There are WAY too many instances of people reacting half-way normally to things that would make any right-minded person run screaming out of the room. Phonograph I didn’t know existed suddenly starts playing all by itself? I’ll sit here and listen to it! My dead wife is trying to talk to me? I’ll talk back to her!
Characters seem to be strong or weak depending on when the script calls for it. Ditto with perceptive vs. blind, or smart vs. dumber than a bag of hammers.
There is a scary and suspenseful moment in this story that I would have liked a lot more … if I didn’t already experience something almost exactly like it in The Shining! Gah!!!
There was another point close to the end that made me laugh out loud and start yelling at the screen. Okay, without giving too much away, I’ll say this much … Person A does something to person B. Person C doesn’t go to punish Person A for this action right away. In fact, Person B and Person C end up having a conversation that is connected to what just happened. Then Person C goes to look for (and punish) Person A … WHO IS STILL STANDING RIGHT THERE. AS THOUGH WAITING FOR THE CONVERSATION TO BE OVER, RATHER THAN, YOU KNOW, RUNNING AWAY OR SOMETHING!
And then there are these two:
Okay, I know that our handsome hero needs evildoers to rail against. But these two characters were so rigidly, ridiculously, and one-dimensionally evil that I kept waiting for them to grow moustaches so that they could twirl them in tandem. I’m sorry, but Max Devore and his assistant Rogette make Boris and Natasha look like deeply nuanced characters.
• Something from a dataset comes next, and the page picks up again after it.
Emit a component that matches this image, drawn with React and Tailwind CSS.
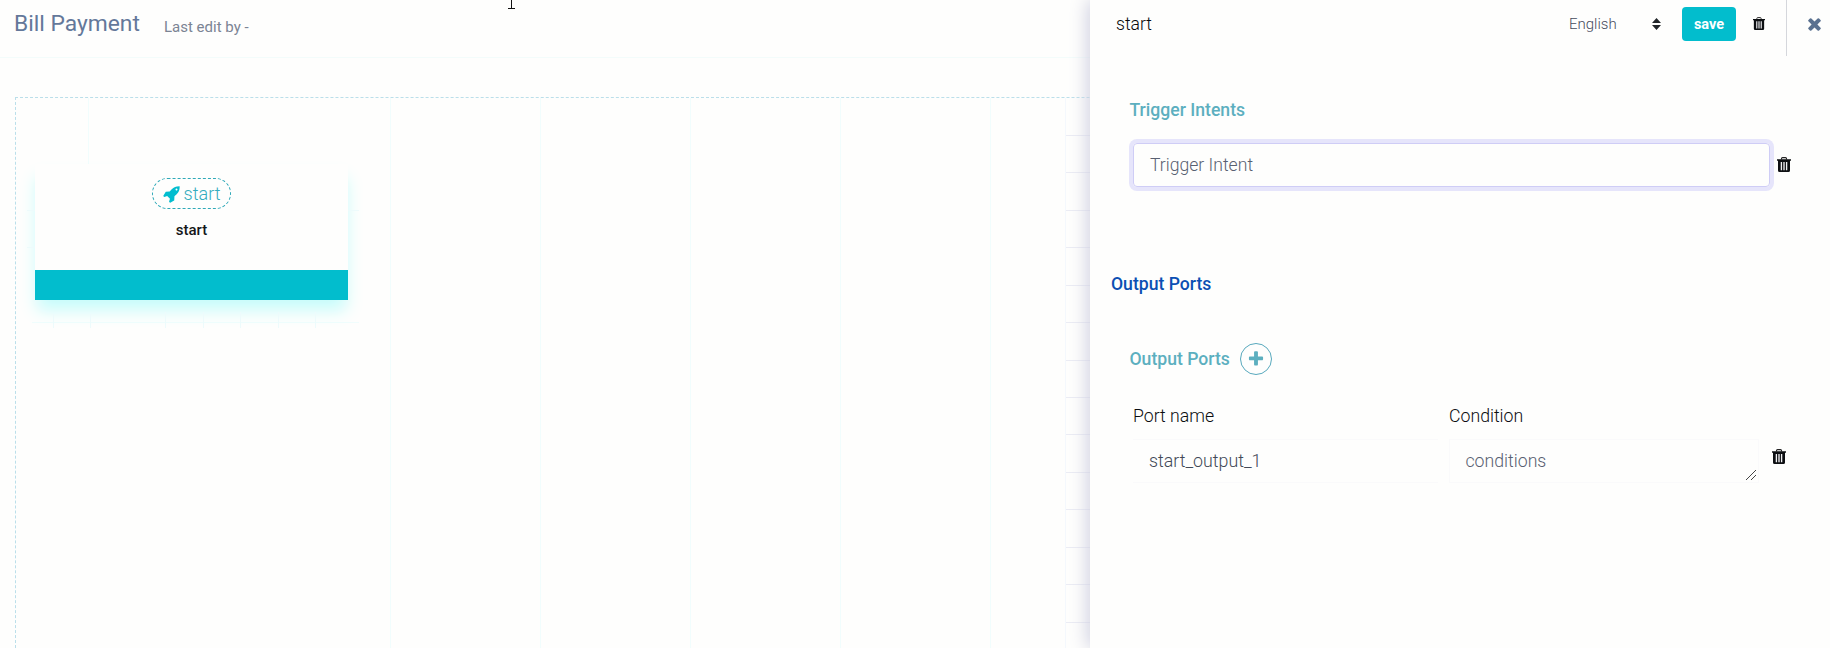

Overall I would recommend the novel Bag of Bones before I would recommend the miniseries, and yes I’m saying that even though I didn’t read the book. But based on my experiences of reading Stephen King books and watching adaptations of his work, I’m going to make an educated guess that the book is better. However, the miniseries is worth watching for the scary bits, and also for Caitlin Carmichael, Anika Noni Rose, and Pierce “Shnoogums” Brosnan.